Afin d’accompagner et de consolider cette dynamique positive, poursuit le document, le BPN poursuit la mise en oeuvre de son plan d’actions, défini lors de sa réunion du samedi 15 novembre 2025, dans le but de répondre toujours plus efficacement aux préoccupations, attentes et espoirs des peuples sénégalais et africains.

La guerre entre les radicaux et les modérés

Ce communiqué a été diversement apprécié au sein du parti présidentiel. Les radicaux l’ont trouvé très laconique. Maire de Golf Sud et membre du Cabinet du Président de Pastef Ousmane Sonko, Khadija Mahecor Diouf a jugé ce communiqué “vide, fade, sans courage et sans responsabilité”. Selon elle, au lieu de prendre position, le BP est plutôt dans la désertion. La mairesse a rappelé des principes qu’elle juge non négociables : “La loyauté envers Ousmane Sonko, la dignité et la responsabilité face à l’Histoire ne sont pas des options. Elles obligent. Elles engagent. Elles exposent.

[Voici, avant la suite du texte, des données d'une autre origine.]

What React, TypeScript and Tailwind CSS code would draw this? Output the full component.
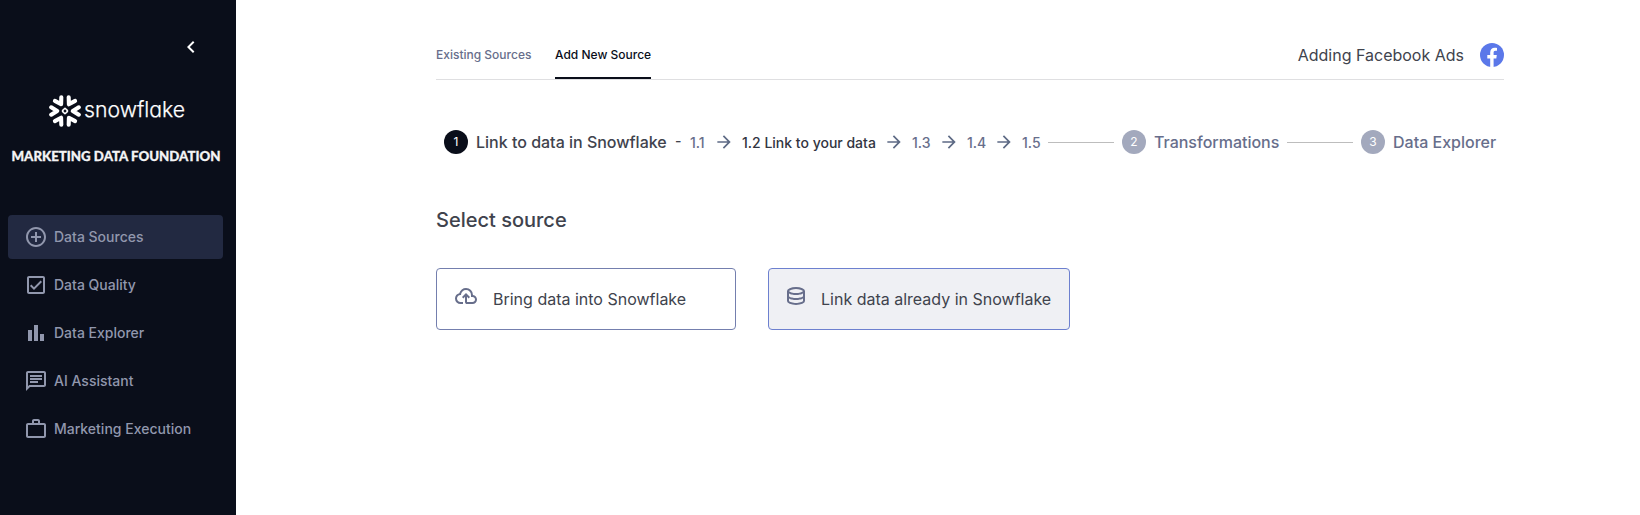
import type { ReactNode } from "react";
import {
  MdAddCircleOutline,
  MdArrowForward,
  MdChevronLeft,
  MdOutlineCheckBox,
  MdOutlineChat,
  MdWorkOutline,
} from "react-icons/md";

const navItems = [
  { label: "Data Sources", icon: <MdAddCircleOutline size={24} />, active: true },
  { label: "Data Quality", icon: <MdOutlineCheckBox size={24} />, active: false },
  {
    label: "Data Explorer",
    icon: (
      <svg width="24" height="24" viewBox="0 0 24 24" fill="currentColor">
        <path d="M4 9h4v11H4zM16 13h4v7h-4zM10 4h4v16h-4z" />
      </svg>
    ),
    active: false,
  },
  { label: "AI Assistant", icon: <MdOutlineChat size={24} />, active: false },
  { label: "Marketing Execution", icon: <MdWorkOutline size={24} />, active: false },
];

function SnowflakeMark() {
  return (
    <svg width="32" height="32" viewBox="0 0 32 32" fill="none" stroke="#fff" strokeWidth="4.1" strokeLinecap="round" strokeLinejoin="round">
      {[0, 60, 120, 180, 240, 300].map((angle) => (
        <path key={angle} d="M2.2 12.3 8.2 16 2.2 19.7" transform={`rotate(${angle} 16 16)`} />
      ))}
      <rect x="14" y="14" width="4" height="4" rx="0.8" strokeWidth="1.6" transform="rotate(45 16 16)" />
    </svg>
  );
}

function Sidebar() {
  return (
    <aside className="flex h-full w-[236px] shrink-0 flex-col bg-[#0a0e1a]">
      <div className="flex h-[95px] justify-end pt-[35px] pr-[33px] text-white">
        <MdChevronLeft size={24} />
      </div>
      <div className="flex h-8 items-center pl-[48.5px]">
        <SnowflakeMark />
        <svg width="106" height="32" viewBox="0 0 106 32" className="ml-[3px]">
          <text x="0" y="22" fill="#fff" textLength="101" lengthAdjust="spacingAndGlyphs" className="font-['Inter',sans-serif] text-[22px] font-light [font-feature-settings:'cv11']" stroke="#fff" strokeWidth="0.25">
            snowflake
          </text>
        </svg>
      </div>
      <svg width="236" height="24" viewBox="0 0 236 24" className="mt-[17px]">
        <text x="11.5" y="17" fill="#f4f4f5" stroke="#f4f4f5" strokeWidth="0.3" textLength="209" lengthAdjust="spacingAndGlyphs" className="font-['Lato',sans-serif] text-[14px] font-black">
          MARKETING DATA FOUNDATION
        </text>
      </svg>
      <nav className="mt-[47px] flex flex-col gap-1 pl-2">
        {navItems.map((item) => (
          <a
            key={item.label}
            className={`flex h-11 w-[215px] items-center rounded pl-4 text-[14px] font-medium text-[#9197ad] ${item.active ? "bg-[#222941]" : ""}`}
          >
            {item.icon}
            <span className="mb-px ml-[6px]">{item.label}</span>
          </a>
        ))}
      </nav>
    </aside>
  );
}

function StepCircle({ n, active = false }: { n: number; active?: boolean }) {
  return (
    <span className={`flex size-6 shrink-0 items-center justify-center rounded-full text-[12px] text-white ${active ? "bg-[#0a0e1a]" : "bg-[#a3a9bd]"}`}>
      {n}
    </span>
  );
}

function Arrow() {
  return <MdArrowForward size={20} className="shrink-0 text-[#5d6a85]" />;
}

function Stepper() {
  return (
    <div className="mt-[50px] flex h-6 items-center pl-2 whitespace-nowrap">
      <StepCircle n={1} active />
      <span className="ml-2 w-[192px] text-[16px] font-medium text-[#40434d]">Link to data in Snowflake</span>
      <span className="mb-[3px] ml-[7px] w-[15px] text-[14px] font-medium text-[#40434d]">-</span>
      <div className="flex items-center text-[14px] font-medium text-[#676e8b]">
        <span className="w-[24px]">1.1</span>
        <Arrow />
        <span className="ml-[8px] w-[142px] text-[#32353f]">1.2 Link to your data</span>
        <Arrow />
        <span className="ml-[8px] w-[27px]">1.3</span>
        <Arrow />
        <span className="ml-[8px] w-[27px]">1.4</span>
        <Arrow />
        <span className="ml-[8px] w-[26px]">1.5</span>
      </div>
      <span className="h-px w-[66px] bg-[#bdbdbd]" />
      <span className="ml-2">
        <StepCircle n={2} />
      </span>
      <span className="ml-2 w-[125px] text-[16px] font-medium text-[#676e8b]">Transformations</span>
      <span className="ml-2 h-px w-[66px] bg-[#bdbdbd]" />
      <span className="ml-2">
        <StepCircle n={3} />
      </span>
      <span className="ml-2 text-[16px] font-medium text-[#676e8b]">Data Explorer</span>
    </div>
  );
}

function CloudUploadIcon() {
  return (
    <svg width="24" height="24" viewBox="0 0 24 24" fill="currentColor">
      <path d="M6.5 20q-2.28 0-3.89-1.57Q1 16.85 1 14.58 1 12.63 2.17 11.1q1.18-1.53 3.08-1.95.63-2.3 2.5-3.72Q9.63 4 12 4q2.93 0 4.96 2.04Q19 8.07 19 11q1.73.2 2.86 1.5 1.14 1.28 1.14 3 0 1.88-1.31 3.19T18.5 20H13q-.82 0-1.41-.59Q11 18.83 11 18v-5.15L9.4 14.4 8 13l4-4 4 4-1.4 1.4-1.6-1.55V18h5.5q1.05 0 1.77-.73.73-.72.73-1.77t-.73-1.77Q19.55 13 18.5 13H17v-2q0-2.07-1.46-3.54Q14.08 6 12 6 9.93 6 8.46 7.46 7 8.93 7 11h-.5q-1.45 0-2.47 1.03Q3 13.05 3 14.5q0 1.45 1.03 2.48Q5.05 18 6.5 18H9v2Z" />
    </svg>
  );
}

function DatabaseIcon() {
  return (
    <svg width="24" height="24" viewBox="0 0 24 24" fill="currentColor">
      <path d="M12 21q-3.775 0-6.387-1.162T3 17V7q0-1.65 2.638-2.825T12 3t6.363 1.175T21 7v10q0 1.675-2.613 2.838T12 21m0-11.975q2.225 0 4.475-.638T19 7.025q-.275-.725-2.512-1.375T12 5q-2.275 0-4.462.638T5 7.025q.35.75 2.538 1.375T12 9.025M12 14q1.05 0 2.025-.1t1.863-.288t1.675-.462T19 12.525v-3q-.65.35-1.437.625t-1.675.463t-1.863.287T12 11t-2.05-.1t-1.888-.288T6.4 10.15T5 9.525v3q.625.35 1.4.625t1.663.463t1.887.287T12 14m0 5q1.15 0 2.338-.175t2.187-.462t1.675-.65t.8-.738v-2.45q-.65.35-1.437.625t-1.675.463t-1.863.287T12 16t-2.05-.1t-1.888-.288T6.4 15.15T5 14.525V17q.125.375.788.725t1.662.638t2.2.462T12 19" />
    </svg>
  );
}

function SourceCard({ icon, label, className }: { icon: ReactNode; label: string; className: string }) {
  return (
    <button className={`flex h-[62px] items-start rounded border text-left text-[16px] text-[#40434d] ${className}`}>
      <span className="mt-[15px] text-[#676e8b]">{icon}</span>
      <span className="mt-[18px] whitespace-nowrap">{label}</span>
    </button>
  );
}

export default function App() {
  return (
    <div className="flex h-[515px] w-[1640px] overflow-hidden bg-white font-['Inter',sans-serif]">
      <Sidebar />
      <main className="ml-[200px] w-[1068px]">
        <header className="flex h-20 items-end justify-between border-b border-[#dfdfe1]">
          <div className="flex gap-6 text-[12px] leading-4 font-medium whitespace-nowrap">
            <a className="h-8 w-[95px] text-[#676e8b]">Existing Sources</a>
            <a className="h-8 w-24 border-b-2 border-[#0a0e1a] text-[#0a0e1a]">Add New Source</a>
          </div>
          <div className="mb-3 flex items-center gap-4 text-[16px] leading-6 text-[#40434d]">
            Adding Facebook Ads
            <svg width="24" height="24" viewBox="0 0 24 24">
              <circle cx="12" cy="12" r="12" fill="#5b78e9" />
              <path fill="#fff" d="M10.2 24v-8.5H7.3V12h2.9V9.4c0-3 1.8-4.7 4.5-4.7 1.3 0 2.3.2 2.3.2v2.9h-1.5c-1.5 0-1.9.9-1.9 1.8V12h3.2l-.5 3.5h-2.7V24z" />
            </svg>
          </div>
        </header>
        <Stepper />
        <h1 className="mt-[52px] text-[20px] leading-7 font-medium text-[#40434d]">Select source</h1>
        <div className="mt-[34px] flex gap-8">
          <SourceCard className="w-[300px] gap-[15px] border-[#747fae] pl-[17px]" icon={<CloudUploadIcon />} label="Bring data into Snowflake" />
          <SourceCard className="w-[302px] gap-[13px] border-[#6d80cf] bg-[#eff0f4] pl-[15px]" icon={<DatabaseIcon />} label="Link data already in Snowflake" />
        </div>
      </main>
    </div>
  );
}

Du côté des modérés, on essaie plutôt de tempérer. Selon la porte-parole du gouvernement, il faut se méfier des artisans de la division. “J'ai assisté à la réunion du bureau politique national où l'ambiance a été plus que cordiale. Des frères et soeurs de parti se sont retrouvés et se sont accordés sur les fondements même de ce dernier à savoir la fraternité, le don de soi pour la patrie et l'engagement sans faille pour la réussite du PROJET.” Toute autre lecture, selon elle, est biaisée. “Les manoeuvres tendant à semer le doute au sein de l'opinion et cultiver une division ne passeront pas. C'est malhonnête et indigne! J'ai vu pour ma part deux grands hommes conscients des enjeux et résolument engagés à avancer ensemble pour la réussite du PROJET.

Même discours chez le ministre en charge du Tourisme Amadou Ba, qui a fait un live dans la soirée pour calmer les frustrés.